6 thoughts on “Daytime Dilemma

Add yours

  1. hey,

    ive been trying out your techniques for eradicating blue skys from my landscape pictures.

    I completely agree, a blue sky can often create a massive colour clash with the land below. you wouldnt attack a blank canvass with contrasting primary colours when depicting a landscape, so why do it with photography? makes sense.

    I love the drama you are able to create from changing a boring textureless sky into a storm and it looks fantastic in your shots, but im having issue when i try it. the prosessing of the shot comes out fine, but when i step back and look at it, I find it really unbalanced in that i have a lovely colourful landscape, but a monochrome sky? to me it appears unnatural and a bit jarring. im not sure what i can do to help the blending?

    Im also not sure if this really is an issue or if i am no longer actually seeing a photograph in front of me, but instead a series of techniques and proceedures!

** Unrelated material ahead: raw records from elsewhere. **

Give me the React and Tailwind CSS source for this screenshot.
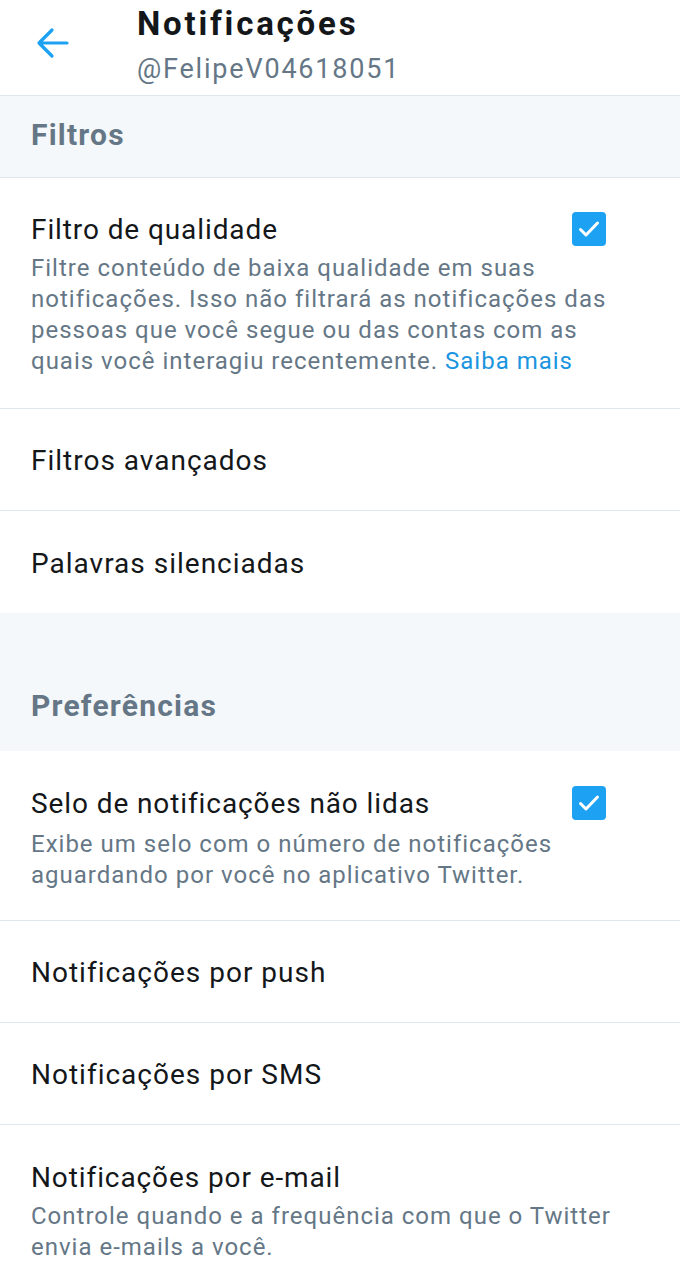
export default function App() {
  const Check = () => (
    <div className="w-[34px] h-[34px] rounded-[4px] bg-[#1da1f2] flex items-center justify-center shrink-0">
      <svg width="24" height="24" viewBox="0 0 24 24" fill="none">
        <path d="M3.5 12.5l5.5 5.5L20.5 6" stroke="white" strokeWidth="3" strokeLinecap="round" strokeLinejoin="round" />
      </svg>
    </div>
  );
  const Simple = ({ t, border = true }) => (
    <div className={`h-[102px] flex items-center px-[31px] pt-[3px] ${border ? "border-b border-[#e1e8ed]" : ""}`}>
      <span className="text-[28px] tracking-[1px] text-[#14171a]">{t}</span>
    </div>
  );
  return (
    <div className="w-[680px] h-[1280px] bg-white overflow-hidden" style={{ fontFamily: "Roboto, 'Noto Sans', sans-serif" }}>
      <div className="h-[96px] flex border-b border-[#e1e8ed]">
        <div className="w-[137px] flex items-start pt-[27px] pl-[36px]">
          <svg width="34" height="32" viewBox="0 0 34 32" fill="none">
            <path d="M31 16H4M16 3L3 16l13 13" stroke="#1da1f2" strokeWidth="3.2" strokeLinecap="round" strokeLinejoin="round" />
          </svg>
        </div>
        <div className="flex flex-col pt-[2px]">
          <span className="text-[33px] font-bold tracking-[2.8px] text-[#14171a] leading-[44px]">Notificações</span>
          <span className="text-[27px] tracking-[1.8px] text-[#657786] leading-[40px] mt-[3px]">@FelipeV04618051</span>
        </div>
      </div>
      <div className="h-[82px] bg-[#f5f8fa] border-b border-[#e1e8ed] flex items-center px-[31px] pb-[4px]">
        <span className="text-[30px] font-bold tracking-[1.2px] text-[#657786]">Filtros</span>
      </div>
      <div className="h-[231px] border-b border-[#e1e8ed] px-[31px] pt-[34px]">
        <div className="flex justify-between">
          <span className="text-[28px] tracking-[0.9px] text-[#14171a] leading-[36px]">Filtro de qualidade</span>
          <div className="mr-[43px]"><Check /></div>
        </div>
        <p className="text-[24px] tracking-[1px] text-[#657786] leading-[31px] mt-[5px] whitespace-nowrap">
          Filtre conteúdo de baixa qualidade em suas<br />
          notificações. Isso não filtrará as notificações das<br />
          pessoas que você segue ou das contas com as<br />
          quais você interagiu recentemente. <span className="text-[#1b95e0]">Saiba mais</span>
        </p>
      </div>
      <Simple t="Filtros avançados" />
      <Simple t="Palavras silenciadas" border={false} />
      <div className="h-[138px] bg-[#f5f8fa] flex items-end px-[31px] pb-[23px]">
        <span className="text-[30px] font-bold tracking-[1.2px] text-[#657786]">Preferências</span>
      </div>
      <div className="h-[170px] border-b border-[#e1e8ed] px-[31px] pt-[35px]">
        <div className="flex justify-between">
          <span className="text-[28px] tracking-[0.9px] text-[#14171a] leading-[36px]">Selo de notificações não lidas</span>
          <div className="mr-[43px]"><Check /></div>
        </div>
        <p className="text-[24px] tracking-[1px] text-[#657786] leading-[31px] mt-[7px] whitespace-nowrap">
          Exibe um selo com o número de notificações<br />aguardando por você no aplicativo Twitter.
        </p>
      </div>
      <Simple t="Notificações por push" />
      <Simple t="Notificações por SMS" />
      <div className="px-[31px] pt-[35px]">
        <div className="text-[28px] tracking-[0.9px] text-[#14171a] leading-[36px]">Notificações por e-mail</div>
        <p className="text-[24px] tracking-[1px] text-[#657786] leading-[31px] mt-[5px] whitespace-nowrap">
          Controle quando e a frequência com que o Twitter<br />envia e-mails a você.
        </p>
      </div>
    </div>
  );
}
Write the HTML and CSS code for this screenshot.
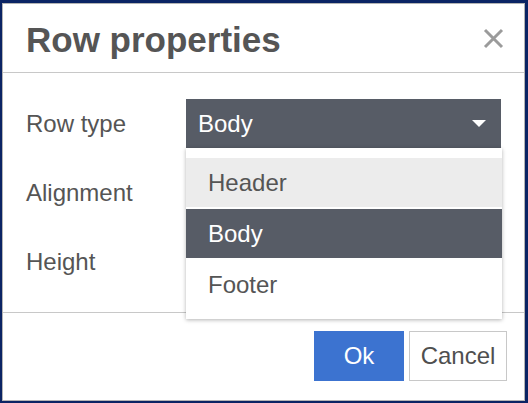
FILE: index.html
```html
<!DOCTYPE html>
<html>
<head>
<meta charset="utf-8">
<link rel="stylesheet" href="styles.css">
</head>
<body>
<div class="dialog">
  <div class="dlg-header">
    <h1 class="title">Row properties</h1>
    <button class="close" aria-label="Close">
      <svg width="21" height="21" viewBox="0 0 21 21"><path d="M2 2 L19 19 M19 2 L2 19" stroke="#9b9b9b" stroke-width="3" fill="none"/></svg>
    </button>
  </div>
  <div class="dlg-body">
    <div class="label">Row type</div>
    <div class="control">
      <div class="select">
        <span>Body</span>
        <svg class="caret" width="14" height="7" viewBox="0 0 14 7"><path d="M0 0 L14 0 L7 7 Z" fill="#fff"/></svg>
      </div>
      <ul class="menu">
        <li class="item hover">Header</li>
        <li class="item selected">Body</li>
        <li class="item">Footer</li>
      </ul>
    </div>
    <div class="label">Alignment</div>
    <div class="control"></div>
    <div class="label">Height</div>
    <div class="control"></div>
  </div>
  <div class="dlg-footer">
    <button class="btn primary">Ok</button>
    <button class="btn">Cancel</button>
  </div>
</div>
</body>
</html>
```
FILE: styles.css
```css
html, body {
  margin: 0;
  padding: 0;
}
body {
  background: #0b2464;
  width: 528px;
  height: 403px;
  overflow: hidden;
  font-family: "Liberation Sans", Arial, sans-serif;
  color: #555;
}
.dialog {
  margin: 3px 3px 2px 2px;
  width: 521px;
  height: 396px;
  border: 1px solid #b4b4b4;
  background: #fff;
  display: flex;
  flex-direction: column;
}
.dlg-header {
  height: 68px;
  box-sizing: content-box;
  padding: 0 20px 0 23px;
  border-bottom: 1px solid #c8c8c8;
  display: flex;
  align-items: flex-start;
  justify-content: space-between;
}
.title {
  margin: 16px 0 0 0;
  font-size: 35px;
  line-height: 40px;
  font-weight: bold;
  color: #555;
}
.close {
  margin-top: 24px;
  border: 0;
  background: none;
  padding: 0;
  width: 21px;
  height: 21px;
  display: block;
}
.close svg { display: block; }
.dlg-body {
  height: 240px;
  box-sizing: border-box;
  padding: 26px 23px 27px 23px;
  border-bottom: 1px solid #c8c8c8;
  display: grid;
  grid-template-columns: 160px 1fr;
  grid-auto-rows: 49px;
  row-gap: 20px;
}
.label {
  font-size: 24px;
  line-height: 49px;
  color: #555;
}
.control {
  position: relative;
}
.select {
  height: 49px;
  background: #575c66;
  color: #fff;
  font-size: 24px;
  line-height: 49px;
  padding: 0 15px 0 12px;
  display: flex;
  align-items: center;
  justify-content: space-between;
}
.caret { display: block; }
.menu {
  position: absolute;
  top: 49px;
  left: 0;
  width: 316px;
  margin: 0;
  padding: 10px 0;
  list-style: none;
  background: #fff;
  box-shadow: 0 1px 4px rgba(0, 0, 0, 0.3);
  z-index: 5;
}
.item {
  height: 49px;
  line-height: 49px;
  margin-bottom: 2px;
  padding-left: 22px;
  font-size: 24px;
  color: #555;
}
.item:last-child { margin-bottom: 0; }
.item.hover { background: #ececec; }
.item.selected { background: #575c66; color: #fff; }
.dlg-footer {
  flex: 1;
  display: flex;
  justify-content: flex-end;
  align-items: flex-start;
  gap: 5px;
  padding: 18px 17px 0 0;
}
.btn {
  height: 50px;
  font-family: inherit;
  font-size: 24px;
  border: 1px solid #c8c8c8;
  background: #fff;
  color: #4f4f4f;
  padding: 0 10px;
  min-width: 98px;
}
.btn.primary {
  background: #3c73d0;
  border-color: #3c73d0;
  color: #fff;
  min-width: 90px;
  width: 90px;
}
```
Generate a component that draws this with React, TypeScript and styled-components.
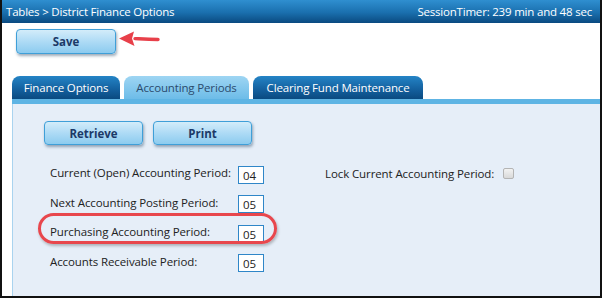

Knowing the magicians secret spoils the illusion. I hope that makes sense.



    1. Sorry for the delay in replying. For some reason comment notifications dont seem to be coming through.

      Glad to hear you are having fun sticking on stormy skies. The colour issue is a bit of a problem. The quickest way to solve it is to just desaturate the other colours but this may not give the best outcome. You can also try tinting in other colours to diminish colour clash in the foreground colours. I have started doing most of the colour grading at the start of my workflow now. I find it easier doing it here rather than later on. In this post I had a quick look at the colour issue. I may do another post on it which is a bit more in depth.